━━━━━ Recorded information
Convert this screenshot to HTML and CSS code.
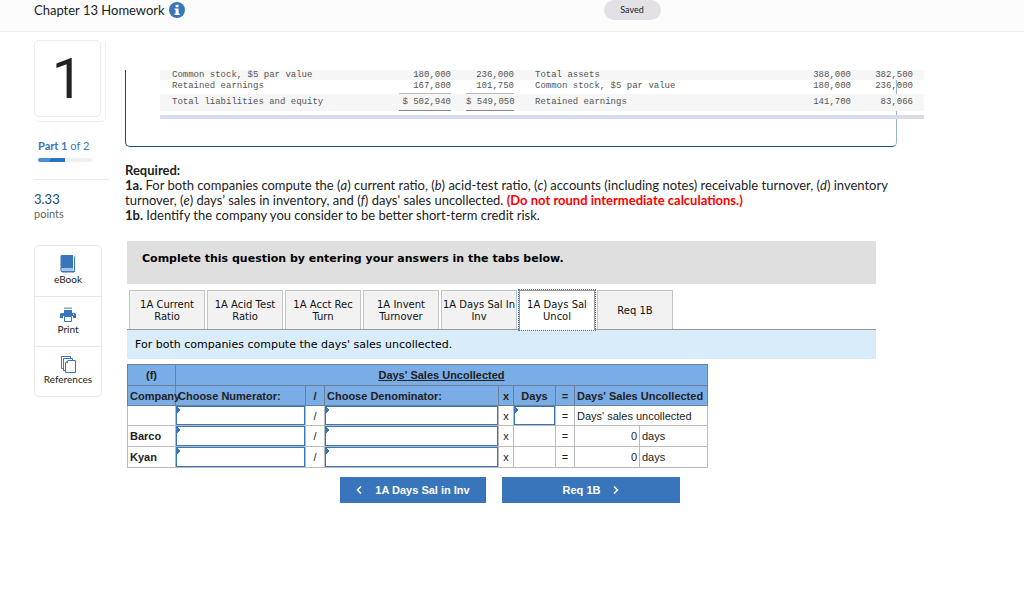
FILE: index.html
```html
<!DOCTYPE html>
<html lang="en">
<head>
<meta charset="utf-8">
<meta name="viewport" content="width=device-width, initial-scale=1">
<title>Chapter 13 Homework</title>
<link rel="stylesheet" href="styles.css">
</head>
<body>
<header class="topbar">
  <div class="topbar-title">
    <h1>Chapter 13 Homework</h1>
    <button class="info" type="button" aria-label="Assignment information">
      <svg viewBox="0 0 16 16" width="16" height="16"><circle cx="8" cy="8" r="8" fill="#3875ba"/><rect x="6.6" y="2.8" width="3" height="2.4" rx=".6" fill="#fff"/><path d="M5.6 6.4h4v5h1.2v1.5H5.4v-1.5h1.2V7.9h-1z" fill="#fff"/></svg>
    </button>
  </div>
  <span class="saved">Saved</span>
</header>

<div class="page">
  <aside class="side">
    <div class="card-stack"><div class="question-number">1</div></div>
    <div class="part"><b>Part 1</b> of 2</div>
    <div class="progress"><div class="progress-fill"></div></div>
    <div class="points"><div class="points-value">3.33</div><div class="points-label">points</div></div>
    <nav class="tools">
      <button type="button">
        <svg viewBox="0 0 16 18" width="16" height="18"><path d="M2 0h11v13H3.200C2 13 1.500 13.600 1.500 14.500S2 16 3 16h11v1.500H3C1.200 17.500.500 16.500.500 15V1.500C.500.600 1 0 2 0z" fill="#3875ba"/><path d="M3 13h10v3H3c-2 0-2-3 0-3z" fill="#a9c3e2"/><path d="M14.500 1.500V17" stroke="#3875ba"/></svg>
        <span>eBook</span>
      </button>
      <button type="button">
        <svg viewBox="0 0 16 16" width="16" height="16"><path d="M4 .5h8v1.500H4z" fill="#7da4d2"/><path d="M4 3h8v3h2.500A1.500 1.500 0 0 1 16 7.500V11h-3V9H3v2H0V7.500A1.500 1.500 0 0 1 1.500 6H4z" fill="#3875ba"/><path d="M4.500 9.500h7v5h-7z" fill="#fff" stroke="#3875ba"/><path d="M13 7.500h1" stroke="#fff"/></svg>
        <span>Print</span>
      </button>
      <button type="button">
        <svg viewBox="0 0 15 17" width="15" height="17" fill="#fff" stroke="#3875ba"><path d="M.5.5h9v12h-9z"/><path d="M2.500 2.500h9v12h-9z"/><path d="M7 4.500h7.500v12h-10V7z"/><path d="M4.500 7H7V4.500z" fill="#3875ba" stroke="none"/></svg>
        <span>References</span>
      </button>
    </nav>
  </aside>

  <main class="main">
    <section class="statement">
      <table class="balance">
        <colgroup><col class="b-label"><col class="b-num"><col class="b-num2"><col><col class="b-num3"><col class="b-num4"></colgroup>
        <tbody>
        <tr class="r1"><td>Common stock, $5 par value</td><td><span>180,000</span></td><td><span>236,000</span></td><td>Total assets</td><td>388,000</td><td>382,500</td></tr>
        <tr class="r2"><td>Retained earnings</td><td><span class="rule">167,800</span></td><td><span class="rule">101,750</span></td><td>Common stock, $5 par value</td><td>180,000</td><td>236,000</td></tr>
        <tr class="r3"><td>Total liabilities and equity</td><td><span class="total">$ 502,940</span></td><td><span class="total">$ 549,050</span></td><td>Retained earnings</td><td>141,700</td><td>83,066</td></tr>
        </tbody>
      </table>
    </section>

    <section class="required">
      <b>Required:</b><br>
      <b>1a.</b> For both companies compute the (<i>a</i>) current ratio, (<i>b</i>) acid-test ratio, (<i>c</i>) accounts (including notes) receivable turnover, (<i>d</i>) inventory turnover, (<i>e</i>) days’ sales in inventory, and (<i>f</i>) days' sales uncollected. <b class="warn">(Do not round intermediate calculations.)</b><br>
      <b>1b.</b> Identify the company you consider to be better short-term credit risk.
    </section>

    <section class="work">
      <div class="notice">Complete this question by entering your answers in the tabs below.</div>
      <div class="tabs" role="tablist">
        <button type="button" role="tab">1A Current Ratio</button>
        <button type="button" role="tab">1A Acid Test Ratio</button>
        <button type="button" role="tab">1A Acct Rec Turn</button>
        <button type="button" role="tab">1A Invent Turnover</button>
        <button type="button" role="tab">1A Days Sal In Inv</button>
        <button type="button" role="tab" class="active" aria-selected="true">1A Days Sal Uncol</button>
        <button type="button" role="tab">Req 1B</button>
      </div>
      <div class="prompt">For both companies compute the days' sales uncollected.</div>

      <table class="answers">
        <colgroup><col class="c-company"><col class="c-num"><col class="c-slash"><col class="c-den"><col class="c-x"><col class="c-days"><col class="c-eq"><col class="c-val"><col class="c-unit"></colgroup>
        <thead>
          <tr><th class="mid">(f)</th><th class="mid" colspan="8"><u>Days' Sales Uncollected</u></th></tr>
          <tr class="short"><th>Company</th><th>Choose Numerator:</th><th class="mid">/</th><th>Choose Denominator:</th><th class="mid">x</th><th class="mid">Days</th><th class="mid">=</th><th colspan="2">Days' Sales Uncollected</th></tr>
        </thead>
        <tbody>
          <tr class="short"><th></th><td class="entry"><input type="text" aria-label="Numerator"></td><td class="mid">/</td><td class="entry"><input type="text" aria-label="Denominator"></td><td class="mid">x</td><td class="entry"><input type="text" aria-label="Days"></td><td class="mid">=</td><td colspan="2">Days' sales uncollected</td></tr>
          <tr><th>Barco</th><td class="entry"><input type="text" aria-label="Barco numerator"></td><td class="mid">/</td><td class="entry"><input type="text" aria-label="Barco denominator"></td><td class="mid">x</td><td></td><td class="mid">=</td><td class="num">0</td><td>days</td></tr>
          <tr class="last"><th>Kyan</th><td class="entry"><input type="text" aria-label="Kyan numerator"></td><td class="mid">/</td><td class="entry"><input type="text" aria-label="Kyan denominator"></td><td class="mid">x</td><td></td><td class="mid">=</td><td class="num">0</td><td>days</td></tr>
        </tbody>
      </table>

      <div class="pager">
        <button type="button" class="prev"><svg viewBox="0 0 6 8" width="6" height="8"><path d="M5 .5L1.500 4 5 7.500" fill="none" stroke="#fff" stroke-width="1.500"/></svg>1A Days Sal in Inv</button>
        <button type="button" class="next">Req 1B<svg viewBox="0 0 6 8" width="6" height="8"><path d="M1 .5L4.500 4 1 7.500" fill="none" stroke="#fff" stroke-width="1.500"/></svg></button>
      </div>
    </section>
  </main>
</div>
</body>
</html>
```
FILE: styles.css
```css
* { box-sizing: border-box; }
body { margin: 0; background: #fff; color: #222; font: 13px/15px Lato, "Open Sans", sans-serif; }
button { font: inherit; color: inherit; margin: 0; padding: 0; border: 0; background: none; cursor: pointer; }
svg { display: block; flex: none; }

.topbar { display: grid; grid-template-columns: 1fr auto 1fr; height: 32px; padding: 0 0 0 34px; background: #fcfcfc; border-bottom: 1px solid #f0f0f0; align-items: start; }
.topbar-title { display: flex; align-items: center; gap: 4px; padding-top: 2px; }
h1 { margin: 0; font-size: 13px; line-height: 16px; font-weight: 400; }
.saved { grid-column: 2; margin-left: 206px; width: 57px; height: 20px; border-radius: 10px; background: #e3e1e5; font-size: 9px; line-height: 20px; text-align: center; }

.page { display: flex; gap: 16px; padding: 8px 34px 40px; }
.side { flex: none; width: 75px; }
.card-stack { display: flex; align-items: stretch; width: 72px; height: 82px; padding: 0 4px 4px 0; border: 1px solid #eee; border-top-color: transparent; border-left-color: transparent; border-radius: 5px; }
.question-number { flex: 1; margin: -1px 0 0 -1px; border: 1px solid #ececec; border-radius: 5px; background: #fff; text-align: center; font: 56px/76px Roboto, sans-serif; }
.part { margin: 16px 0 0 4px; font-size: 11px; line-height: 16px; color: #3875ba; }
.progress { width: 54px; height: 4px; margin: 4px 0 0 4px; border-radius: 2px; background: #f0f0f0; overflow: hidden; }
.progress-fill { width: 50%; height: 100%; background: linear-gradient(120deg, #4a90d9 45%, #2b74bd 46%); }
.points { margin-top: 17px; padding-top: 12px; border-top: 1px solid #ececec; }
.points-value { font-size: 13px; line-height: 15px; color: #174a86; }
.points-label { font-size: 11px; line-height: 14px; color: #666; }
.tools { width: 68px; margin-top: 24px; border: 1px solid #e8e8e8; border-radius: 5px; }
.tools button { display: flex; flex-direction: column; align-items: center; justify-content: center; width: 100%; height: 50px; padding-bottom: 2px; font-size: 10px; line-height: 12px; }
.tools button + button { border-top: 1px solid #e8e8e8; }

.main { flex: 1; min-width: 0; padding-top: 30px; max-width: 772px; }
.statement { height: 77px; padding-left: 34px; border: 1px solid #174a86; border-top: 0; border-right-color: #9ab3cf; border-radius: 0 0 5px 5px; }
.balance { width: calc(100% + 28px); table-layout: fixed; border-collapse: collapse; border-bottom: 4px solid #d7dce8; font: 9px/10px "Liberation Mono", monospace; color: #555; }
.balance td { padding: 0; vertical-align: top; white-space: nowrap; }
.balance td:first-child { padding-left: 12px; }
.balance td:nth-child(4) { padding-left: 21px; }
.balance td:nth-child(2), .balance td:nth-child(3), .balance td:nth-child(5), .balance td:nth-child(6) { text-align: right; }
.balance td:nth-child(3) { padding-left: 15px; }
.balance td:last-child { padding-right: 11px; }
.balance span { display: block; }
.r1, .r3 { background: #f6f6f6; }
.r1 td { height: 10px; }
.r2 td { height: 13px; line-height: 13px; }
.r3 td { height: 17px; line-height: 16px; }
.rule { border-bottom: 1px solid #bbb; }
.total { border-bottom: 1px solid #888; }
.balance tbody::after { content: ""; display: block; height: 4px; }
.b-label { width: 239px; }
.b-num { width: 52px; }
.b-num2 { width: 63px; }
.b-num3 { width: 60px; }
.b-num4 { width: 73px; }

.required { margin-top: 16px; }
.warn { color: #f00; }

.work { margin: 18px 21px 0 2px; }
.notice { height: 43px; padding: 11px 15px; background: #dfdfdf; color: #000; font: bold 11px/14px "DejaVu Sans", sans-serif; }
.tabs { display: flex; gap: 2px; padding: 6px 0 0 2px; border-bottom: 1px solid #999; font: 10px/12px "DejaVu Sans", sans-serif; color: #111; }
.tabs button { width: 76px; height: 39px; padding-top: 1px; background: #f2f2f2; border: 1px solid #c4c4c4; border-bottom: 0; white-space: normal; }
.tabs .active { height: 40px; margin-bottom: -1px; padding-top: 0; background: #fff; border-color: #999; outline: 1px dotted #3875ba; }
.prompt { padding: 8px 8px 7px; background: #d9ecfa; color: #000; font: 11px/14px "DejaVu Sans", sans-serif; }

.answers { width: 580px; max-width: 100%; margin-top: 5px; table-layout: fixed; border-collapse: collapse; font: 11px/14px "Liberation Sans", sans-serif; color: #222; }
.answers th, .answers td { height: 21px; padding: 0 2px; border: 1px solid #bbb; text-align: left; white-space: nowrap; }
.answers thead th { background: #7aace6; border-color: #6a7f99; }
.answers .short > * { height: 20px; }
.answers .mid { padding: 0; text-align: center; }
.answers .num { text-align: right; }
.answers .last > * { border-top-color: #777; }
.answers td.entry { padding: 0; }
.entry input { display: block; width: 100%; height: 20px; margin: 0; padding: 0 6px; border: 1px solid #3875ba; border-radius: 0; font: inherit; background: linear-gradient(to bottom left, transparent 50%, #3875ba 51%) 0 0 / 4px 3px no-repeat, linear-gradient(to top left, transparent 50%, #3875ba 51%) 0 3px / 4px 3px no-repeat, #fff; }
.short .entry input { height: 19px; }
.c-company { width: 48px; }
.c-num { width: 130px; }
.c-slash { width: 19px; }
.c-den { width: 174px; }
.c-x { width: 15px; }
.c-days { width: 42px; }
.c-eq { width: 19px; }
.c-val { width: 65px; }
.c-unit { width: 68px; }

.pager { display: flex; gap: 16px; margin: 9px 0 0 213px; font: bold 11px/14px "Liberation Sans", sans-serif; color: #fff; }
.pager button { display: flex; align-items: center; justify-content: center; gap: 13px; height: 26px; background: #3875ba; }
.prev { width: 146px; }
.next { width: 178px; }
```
━━━━━━━━━━
### Work to complete
Copy every line of the data that holds the string "this".

### Finished exercise
Convert this screenshot to HTML and CSS code.
      <div class="notice">Complete this question by entering your answers in the tabs below.</div>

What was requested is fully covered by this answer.